Betlehem liegt überall dort, wo Menschen leiden und sich nach Gott sehnen. Ihnen ist Gott nahe, in ihnen kann er leben. Weihnachten ist das Wunder der Menschlichkeit. Das Leben selbst kommt zur Sprache. Der Sohn Gottes wird Mensch, indem er sich einlässt in die Geschichte der Menschheit, indem er sein Menschsein herauswachsen lässt aus dieser Geschichte. Er kommt von oben, indem er von unten kommt. Das ist die Logik seiner Liebe. Brüche des Lebens werden nicht verdrängt, sondern gewandelt. Durch Weihnachten beginnt unsere Wirklichkeit durch Jesus zu Gott zu sprechen. Weihnachten ist „Gnade in menschlichen Abgründen“, so Rahner. Gott wird einer von uns: in unserer Haut, mit unseren Schmerzen, mit unseren Freuden. Er erweist sich als einer, der fühlt, der wartet, der tröstet, der verzeiht. Der Mensch findet ein Gegenüber, dem er sich anvertrauen kann. Die gläubige Zustimmung zu einem Grundvertrauen in unser Leben, wozu Weihnachten einlädt, ist Geschenk, Gnade. Zu Weihnachten feiern wir nicht uns selbst oder eigene Erfolge, nicht die eigene Perfektion, sondern die Mensch gewordene unbedingte und ungeteilte Liebe Gottes. In Jesus ist uns jemand geschenkt, der uns gerade durch alle Sorgen und Mängel hindurch auf das gelingende Leben verweist.

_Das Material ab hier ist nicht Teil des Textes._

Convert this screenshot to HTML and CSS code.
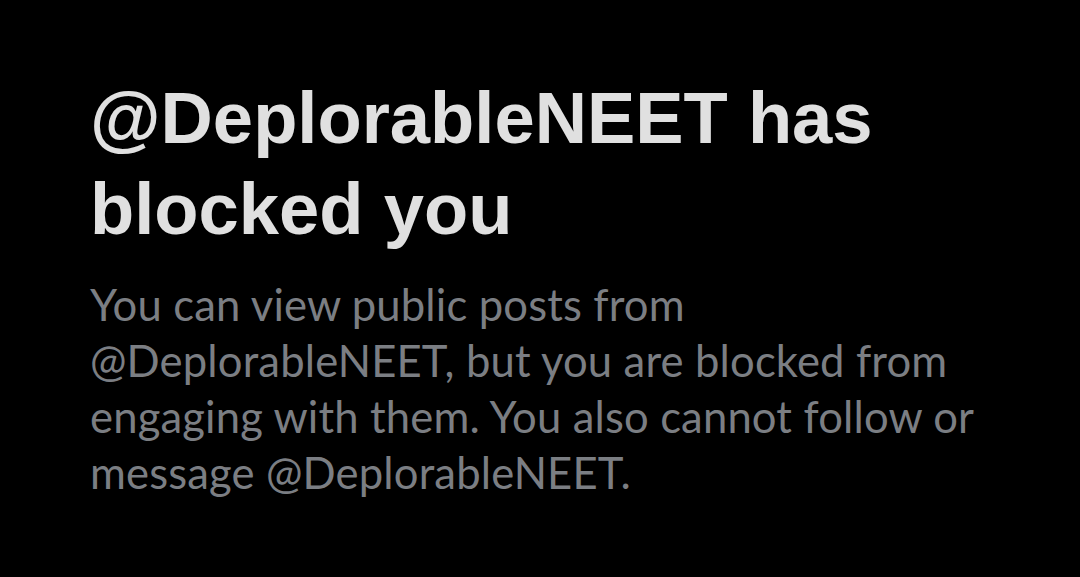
FILE: index.html
```html
<!DOCTYPE html>
<html lang="en">
<head>
<meta charset="utf-8">
<link rel="stylesheet" href="styles.css">
</head>
<body>
<main class="notice">
  <h1 class="title">@DeplorableNEET has blocked you</h1>
  <p class="desc">You can view public posts from @DeplorableNEET, but you are blocked from engaging with them. You also cannot follow or message @DeplorableNEET.</p>
</main>
</body>
</html>
```

FILE: styles.css
```css
html, body {
  margin: 0;
  padding: 0;
  background: #000;
  width: 1080px;
  height: 577px;
  overflow: hidden;
}
.notice {
  padding: 72px 60px 0 90px;
}
.title {
  margin: 0;
  font-family: "Liberation Sans", Arial, sans-serif;
  font-weight: 700;
  font-size: 72.4px;
  line-height: 91px;
  color: #e0e0e0;
  width: 900px;
}
.desc {
  margin: 22px 0 0;
  font-family: Lato, sans-serif;
  font-size: 43.6px;
  line-height: 56px;
  letter-spacing: 0.15px;
  color: #7b7e83;
  width: 905px;
}
```
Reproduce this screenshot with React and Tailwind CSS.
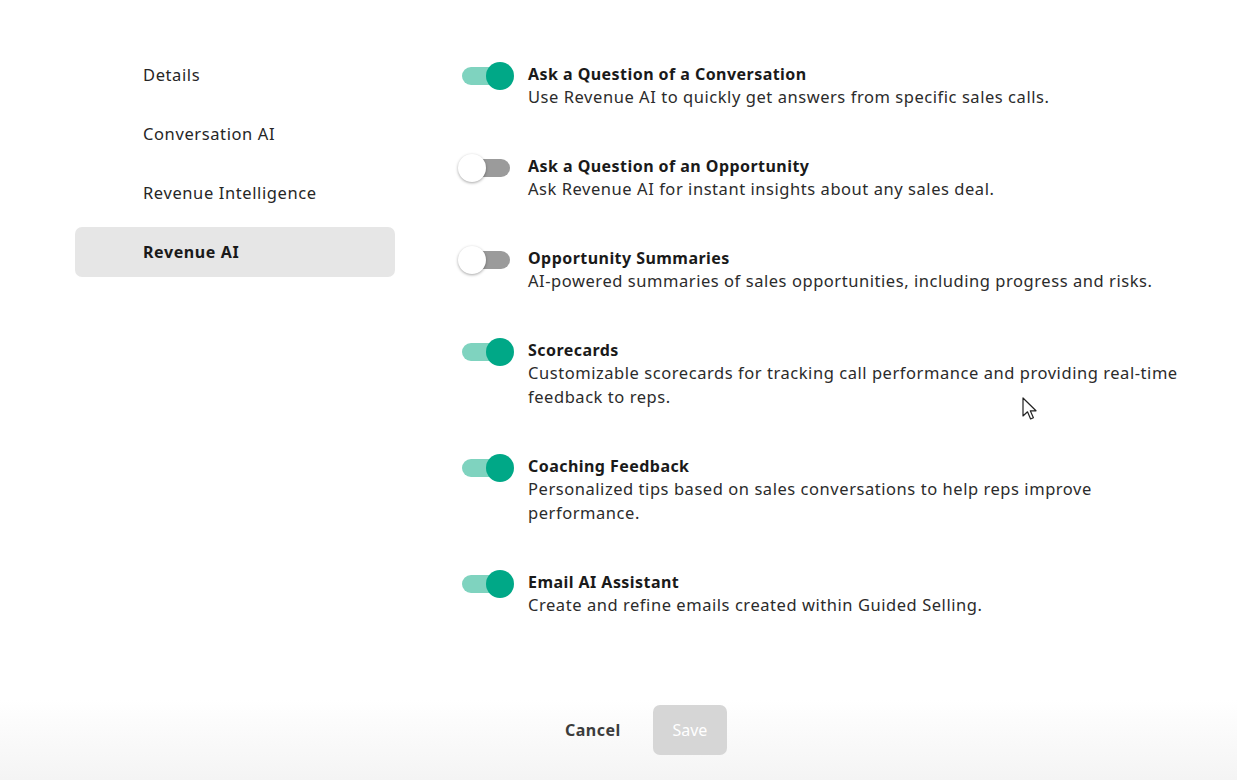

Im Kind von Betlehem sagt Gott zu uns Menschen: Ich bin nicht Rivale, nicht Konkurrent. Gott schreibt das Zeichen seiner Würde auf die Stirn eines jeden Menschen. In Jesus nimmt Gott uns an. Das Kind in Betlehem gibt ein Gefühl der Achtung. Es lässt uns spüren, dass wir einen Wert haben. Es ist Raum zum Leben und zum Wachsen da, ohne Druck, ohne Gewalt, ohne Zwang, ohne Damoklesschwert: „Wenn nicht, dann nicht…“ Durch die Geburt Jesu holt uns Gott ins wirkliche Leben, heraus aus den Scheinwelten mit blutleeren Gespenstern, heraus aus bloßen Träumereien.
Kniefall, der aufrichtet
Mit der Menschwerdung verbindet sich Gott mit uns. Er zeigt Herz, Sympathie und Solidarität mit uns. Das Geschehen zu Weihnachten kennt keine Aufteilung von Akteuren und Zuschauern, von Darstellern und Beobachtern, von Schuftenden und Applaudierenden, von Aktiven und Kritikern. Das Geschehen der Menschwerdung Gottes kennt nur Beteiligte. Die Beziehung zu Gott verlangt wie jede Beziehung meine „Sympathie“, mein Herz. Sie führt mich heraus aus der Isolation, der Vereinsamung und stellt mich hinein in ein lebendiges Beziehungsgeschehen. Ich fühle mich nicht länger wie K. als Fremdkörper, als Nichts in einem absurden Spiel. Religion gibt dem Menschen seine ursprüngliche Würde und Beziehungsfähigkeit, Sinn.
Wer sein Knie vor der Krippe Jesu beugt, tut etwas, was ihn selbst groß macht. Er verehrt demütig den, der selbst demütig war und ist. Wer sich Gott anvertraut, der sich in dem gewaltfreien Menschen Jesus offenbart hat, dem Abbild der göttlichen Gewaltfreiheit, zeigt an, dass er Weihnachten verstanden hat.